**Aim of the exercise**
Write out the material exactly. Do not include the pictures.

**Data provided**
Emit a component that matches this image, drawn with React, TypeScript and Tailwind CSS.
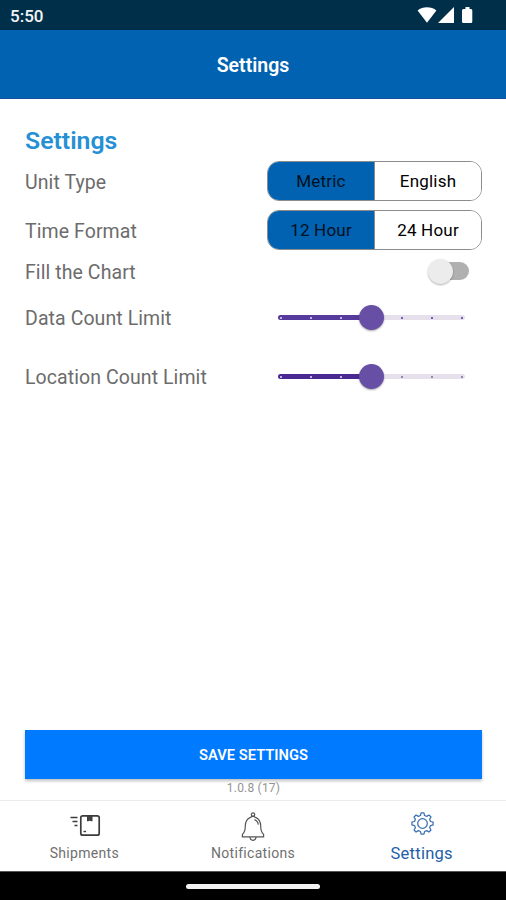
import { ReactNode, useState } from "react";
import clsx from "clsx";

function StatusBar() {
  return (
    <div className="flex h-[30px] items-center justify-between bg-[#002f4a] pr-8 pl-[10px] text-[#f3f5f7]">
      <span className="pt-[2px] text-[17px] leading-none font-medium">5:50</span>
      <svg width="57" height="18" viewBox="0 0 57 18" fill="#fff">
        <path d="M0.6 4.4 C5.5 0.2 14.5 0.2 19.4 4.4 L10 16.8 Z" />
        <path d="M21 17 L37 1 V17 Z" />
        <path d="M46.5 3 H48.5 V1 H52.5 V3 H54 Q55.3 3 55.3 4.5 V15.5 Q55.3 17 54 17 H46.5 Q45 17 45 15.5 V4.5 Q45 3 46.5 3 Z" />
      </svg>
    </div>
  );
}

function Row({ label, className, children }: { label: string; className: string; children: ReactNode }) {
  return (
    <div className={clsx("flex items-center justify-between", className)}>
      <span className="pt-[2px] text-[19.5px] leading-none tracking-[0.08px] text-[#6c6c6c]">{label}</span>
      {children}
    </div>
  );
}

function Segmented({ options }: { options: string[] }) {
  const [active, setActive] = useState(0);

  return (
    <div className="mb-[2px] flex h-10 w-[215px] overflow-hidden rounded-[12px] border border-[#8c8c8c]">
      {options.map((option, i) => (
        <button
          key={option}
          onClick={() => setActive(i)}
          className={clsx(
            "flex-1 pt-[2px] text-[17px] leading-none tracking-[0.2px]",
            i > 0 && "border-l border-[#8c8c8c]",
            i === active ? "bg-[#0062b0] text-[#02101d]" : "bg-white text-black"
          )}
        >
          {option}
        </button>
      ))}
    </div>
  );
}

function Toggle() {
  return (
    <div className="mr-[13px] mb-[2px] flex h-[26px] w-[41px] items-center justify-end">
      <div className="relative h-[18px] w-[36px] rounded-full bg-[#b0b0b0]">
        <div className="absolute -top-[3px] -left-[5px] size-[25px] rounded-full bg-[#ececec] shadow-[0_1px_2px_rgba(0,0,0,0.3)]" />
      </div>
    </div>
  );
}

const TICKS = [0, 1, 2, 3, 4, 5, 6];

function Slider({ value, track, tick }: { value: number; track: string; tick: string }) {
  return (
    <div className="relative mr-[17px] mb-[1px] h-[5px] w-[187px] rounded-full bg-[#e6e0ec]">
      <div className={clsx("h-full rounded-full", track)} style={{ width: `${(value / 6) * 100}%` }} />
      <div className="absolute inset-0 flex items-center justify-between px-[2px]">
        {TICKS.map((t) => (
          <span key={t} className={clsx("size-[2px] rounded-full", t < value ? "bg-[#eadffa]" : tick)} />
        ))}
      </div>
      <div
        className="absolute -top-[10px] -ml-[12.5px] size-[25px] rounded-full bg-[#674fa6] shadow-[0_1px_2px_rgba(0,0,0,0.35)]"
        style={{ left: `${(value / 6) * 100}%` }}
      />
    </div>
  );
}

function BoxIcon() {
  return (
    <svg width="34" height="30" viewBox="0 0 34 30" fill="none" stroke="#3c3c3c" className="mr-[1px]">
      <rect x="13.8" y="5.8" width="18.4" height="19.4" rx="2" strokeWidth="1.7" />
      <path d="M20.5 6 V11 L22.8 10.2 L25 11 V6 Z" fill="#444" strokeWidth="1" />
      <path d="M16.5 21.5 H19" strokeWidth="1.4" />
      <path d="M3.5 7.5 H10.5 M5.5 11.5 H10.5 M7.5 15.5 H10.5" strokeWidth="1.5" />
    </svg>
  );
}

function BellIcon() {
  return (
    <svg width="26" height="32" viewBox="0 0 26 32" fill="none" stroke="#555" strokeWidth="1.2" className="mt-[3px]">
      <circle cx="13" cy="3.6" r="1.7" />
      <path d="M10.4 6.4 Q13 4.4 15.6 6.4 C19.2 8 20.7 11 20.7 15 C20.7 19 21.3 21.5 23.6 23.4 V25.8 H2.4 V23.4 C4.7 21.5 5.3 19 5.3 15 C5.3 11 6.8 8 10.4 6.4 Z" />
      <path d="M10 26 C10.3 30.4 15.7 30.4 16 26" />
      <path d="M14.5 8.6 C16.8 9.5 18.1 11.2 18.3 13.6" />
    </svg>
  );
}

function GearIcon() {
  return (
    <svg width="26" height="26" viewBox="0 0 27 27" fill="none" stroke="#3b70b0" strokeWidth="1.3" strokeLinejoin="round" className="mb-[2px] ml-[2px]">
      <path d="M11.5 2 H14.5 L15.1 4.7 L17.4 5.6 L19.7 4.2 L21.8 6.3 L20.4 8.6 L21.3 10.9 L24 11.5 V14.5 L21.3 15.1 L20.4 17.4 L21.8 19.7 L19.7 21.8 L17.4 20.4 L15.1 21.3 L14.5 24 H11.5 L10.9 21.3 L8.6 20.4 L6.3 21.8 L4.2 19.7 L5.6 17.4 L4.7 15.1 L2 14.5 V11.5 L4.7 10.9 L5.6 8.6 L4.2 6.3 L6.3 4.2 L8.6 5.6 L10.9 4.7 Z" />
      <circle cx="13" cy="13" r="5" />
    </svg>
  );
}

function Tab({ icon, label, active }: { icon: ReactNode; label: string; active?: boolean }) {
  return (
    <button className="flex flex-1 flex-col items-center pt-[8px]">
      <span className="flex h-8 items-center">{icon}</span>
      <span
        className={clsx(
          "flex items-center leading-none",
          active ? "h-[26px] text-[16.5px] tracking-[0.25px] text-[#1f5da8]" : "h-6 text-[14px] tracking-[0.3px] text-[#707070]"
        )}
      >
        {label}
      </span>
    </button>
  );
}

export default function App() {
  return (
    <div className="flex h-[900px] w-[506px] flex-col bg-white font-[Roboto,sans-serif]">
      <StatusBar />

      <header className="flex h-[69px] items-center justify-center border-b border-[#1450a0] bg-[#0062b0] pt-[4px]">
        <h1 className="text-[19.5px] leading-none font-semibold text-white">Settings</h1>
      </header>

      <main className="flex flex-1 flex-col px-6 pt-[24px] pl-[25px]">
        <h2 className="flex h-[34px] items-center pt-[3px] text-[24.8px] leading-none font-semibold text-[#2690d4]">Settings</h2>

        <Row label="Unit Type" className="h-[49px]">
          <Segmented options={["Metric", "English"]} />
        </Row>
        <Row label="Time Format" className="h-[49px]">
          <Segmented options={["12 Hour", "24 Hour"]} />
        </Row>
        <Row label="Fill the Chart" className="h-[33px]">
          <Toggle />
        </Row>
        <Row label="Data Count Limit" className="h-[60px]">
          <Slider value={3} track="bg-[#573b9c]" tick="bg-[#4f369c]" />
        </Row>
        <Row label="Location Count Limit" className="h-[58px]">
          <Slider value={3} track="bg-[#4a2a92]" tick="bg-[#7a6a96]" />
        </Row>

        <div className="mt-auto">
          <button className="flex h-[49px] w-full items-center justify-center bg-[#007aff] pt-[2px] text-[14.7px] font-semibold text-white shadow-[0_2px_3px_rgba(0,0,0,0.25)]">
            SAVE SETTINGS
          </button>
          <p className="h-[21px] pt-[2px] text-center text-[12px] leading-[14px] tracking-[0.2px] text-[#949494]">1.0.8 (17)</p>
        </div>
      </main>

      <nav className="flex h-[71px] border-t border-[#ececec]">
        <Tab icon={<BoxIcon />} label="Shipments" />
        <Tab icon={<BellIcon />} label="Notifications" />
        <Tab icon={<GearIcon />} label="Settings" active />
      </nav>

      {/* Android gesture bar */}
      <div className="flex h-[29px] items-center justify-center border-t border-[#555] bg-black">
        <div className="h-[5px] w-[134px] rounded-full bg-[#f2f2f2]" />
      </div>
    </div>
  );
}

**Output for this task**
Emit a component that matches this image, drawn with React, TypeScript and Tailwind CSS.
import { ReactNode, useState } from "react";
import clsx from "clsx";

function StatusBar() {
  return (
    <div className="flex h-[30px] items-center justify-between bg-[#002f4a] pr-8 pl-[10px] text-[#f3f5f7]">
      <span className="pt-[2px] text-[17px] leading-none font-medium">5:50</span>
      <svg width="57" height="18" viewBox="0 0 57 18" fill="#fff">
        <path d="M0.6 4.4 C5.5 0.2 14.5 0.2 19.4 4.4 L10 16.8 Z" />
        <path d="M21 17 L37 1 V17 Z" />
        <path d="M46.5 3 H48.5 V1 H52.5 V3 H54 Q55.3 3 55.3 4.5 V15.5 Q55.3 17 54 17 H46.5 Q45 17 45 15.5 V4.5 Q45 3 46.5 3 Z" />
      </svg>
    </div>
  );
}

function Row({ label, className, children }: { label: string; className: string; children: ReactNode }) {
  return (
    <div className={clsx("flex items-center justify-between", className)}>
      <span className="pt-[2px] text-[19.5px] leading-none tracking-[0.08px] text-[#6c6c6c]">{label}</span>
      {children}
    </div>
  );
}

function Segmented({ options }: { options: string[] }) {
  const [active, setActive] = useState(0);

  return (
    <div className="mb-[2px] flex h-10 w-[215px] overflow-hidden rounded-[12px] border border-[#8c8c8c]">
      {options.map((option, i) => (
        <button
          key={option}
          onClick={() => setActive(i)}
          className={clsx(
            "flex-1 pt-[2px] text-[17px] leading-none tracking-[0.2px]",
            i > 0 && "border-l border-[#8c8c8c]",
            i === active ? "bg-[#0062b0] text-[#02101d]" : "bg-white text-black"
          )}
        >
          {option}
        </button>
      ))}
    </div>
  );
}

function Toggle() {
  return (
    <div className="mr-[13px] mb-[2px] flex h-[26px] w-[41px] items-center justify-end">
      <div className="relative h-[18px] w-[36px] rounded-full bg-[#b0b0b0]">
        <div className="absolute -top-[3px] -left-[5px] size-[25px] rounded-full bg-[#ececec] shadow-[0_1px_2px_rgba(0,0,0,0.3)]" />
      </div>
    </div>
  );
}

const TICKS = [0, 1, 2, 3, 4, 5, 6];

function Slider({ value, track, tick }: { value: number; track: string; tick: string }) {
  return (
    <div className="relative mr-[17px] mb-[1px] h-[5px] w-[187px] rounded-full bg-[#e6e0ec]">
      <div className={clsx("h-full rounded-full", track)} style={{ width: `${(value / 6) * 100}%` }} />
      <div className="absolute inset-0 flex items-center justify-between px-[2px]">
        {TICKS.map((t) => (
          <span key={t} className={clsx("size-[2px] rounded-full", t < value ? "bg-[#eadffa]" : tick)} />
        ))}
      </div>
      <div
        className="absolute -top-[10px] -ml-[12.5px] size-[25px] rounded-full bg-[#674fa6] shadow-[0_1px_2px_rgba(0,0,0,0.35)]"
        style={{ left: `${(value / 6) * 100}%` }}
      />
    </div>
  );
}

function BoxIcon() {
  return (
    <svg width="34" height="30" viewBox="0 0 34 30" fill="none" stroke="#3c3c3c" className="mr-[1px]">
      <rect x="13.8" y="5.8" width="18.4" height="19.4" rx="2" strokeWidth="1.7" />
      <path d="M20.5 6 V11 L22.8 10.2 L25 11 V6 Z" fill="#444" strokeWidth="1" />
      <path d="M16.5 21.5 H19" strokeWidth="1.4" />
      <path d="M3.5 7.5 H10.5 M5.5 11.5 H10.5 M7.5 15.5 H10.5" strokeWidth="1.5" />
    </svg>
  );
}

function BellIcon() {
  return (
    <svg width="26" height="32" viewBox="0 0 26 32" fill="none" stroke="#555" strokeWidth="1.2" className="mt-[3px]">
      <circle cx="13" cy="3.6" r="1.7" />
      <path d="M10.4 6.4 Q13 4.4 15.6 6.4 C19.2 8 20.7 11 20.7 15 C20.7 19 21.3 21.5 23.6 23.4 V25.8 H2.4 V23.4 C4.7 21.5 5.3 19 5.3 15 C5.3 11 6.8 8 10.4 6.4 Z" />
      <path d="M10 26 C10.3 30.4 15.7 30.4 16 26" />
      <path d="M14.5 8.6 C16.8 9.5 18.1 11.2 18.3 13.6" />
    </svg>
  );
}

function GearIcon() {
  return (
    <svg width="26" height="26" viewBox="0 0 27 27" fill="none" stroke="#3b70b0" strokeWidth="1.3" strokeLinejoin="round" className="mb-[2px] ml-[2px]">
      <path d="M11.5 2 H14.5 L15.1 4.7 L17.4 5.6 L19.7 4.2 L21.8 6.3 L20.4 8.6 L21.3 10.9 L24 11.5 V14.5 L21.3 15.1 L20.4 17.4 L21.8 19.7 L19.7 21.8 L17.4 20.4 L15.1 21.3 L14.5 24 H11.5 L10.9 21.3 L8.6 20.4 L6.3 21.8 L4.2 19.7 L5.6 17.4 L4.7 15.1 L2 14.5 V11.5 L4.7 10.9 L5.6 8.6 L4.2 6.3 L6.3 4.2 L8.6 5.6 L10.9 4.7 Z" />
      <circle cx="13" cy="13" r="5" />
    </svg>
  );
}

function Tab({ icon, label, active }: { icon: ReactNode; label: string; active?: boolean }) {
  return (
    <button className="flex flex-1 flex-col items-center pt-[8px]">
      <span className="flex h-8 items-center">{icon}</span>
      <span
        className={clsx(
          "flex items-center leading-none",
          active ? "h-[26px] text-[16.5px] tracking-[0.25px] text-[#1f5da8]" : "h-6 text-[14px] tracking-[0.3px] text-[#707070]"
        )}
      >
        {label}
      </span>
    </button>
  );
}

export default function App() {
  return (
    <div className="flex h-[900px] w-[506px] flex-col bg-white font-[Roboto,sans-serif]">
      <StatusBar />

      <header className="flex h-[69px] items-center justify-center border-b border-[#1450a0] bg-[#0062b0] pt-[4px]">
        <h1 className="text-[19.5px] leading-none font-semibold text-white">Settings</h1>
      </header>

      <main className="flex flex-1 flex-col px-6 pt-[24px] pl-[25px]">
        <h2 className="flex h-[34px] items-center pt-[3px] text-[24.8px] leading-none font-semibold text-[#2690d4]">Settings</h2>

        <Row label="Unit Type" className="h-[49px]">
          <Segmented options={["Metric", "English"]} />
        </Row>
        <Row label="Time Format" className="h-[49px]">
          <Segmented options={["12 Hour", "24 Hour"]} />
        </Row>
        <Row label="Fill the Chart" className="h-[33px]">
          <Toggle />
        </Row>
        <Row label="Data Count Limit" className="h-[60px]">
          <Slider value={3} track="bg-[#573b9c]" tick="bg-[#4f369c]" />
        </Row>
        <Row label="Location Count Limit" className="h-[58px]">
          <Slider value={3} track="bg-[#4a2a92]" tick="bg-[#7a6a96]" />
        </Row>

        <div className="mt-auto">
          <button className="flex h-[49px] w-full items-center justify-center bg-[#007aff] pt-[2px] text-[14.7px] font-semibold text-white shadow-[0_2px_3px_rgba(0,0,0,0.25)]">
            SAVE SETTINGS
          </button>
          <p className="h-[21px] pt-[2px] text-center text-[12px] leading-[14px] tracking-[0.2px] text-[#949494]">1.0.8 (17)</p>
        </div>
      </main>

      <nav className="flex h-[71px] border-t border-[#ececec]">
        <Tab icon={<BoxIcon />} label="Shipments" />
        <Tab icon={<BellIcon />} label="Notifications" />
        <Tab icon={<GearIcon />} label="Settings" active />
      </nav>

      {/* Android gesture bar */}
      <div className="flex h-[29px] items-center justify-center border-t border-[#555] bg-black">
        <div className="h-[5px] w-[134px] rounded-full bg-[#f2f2f2]" />
      </div>
    </div>
  );
}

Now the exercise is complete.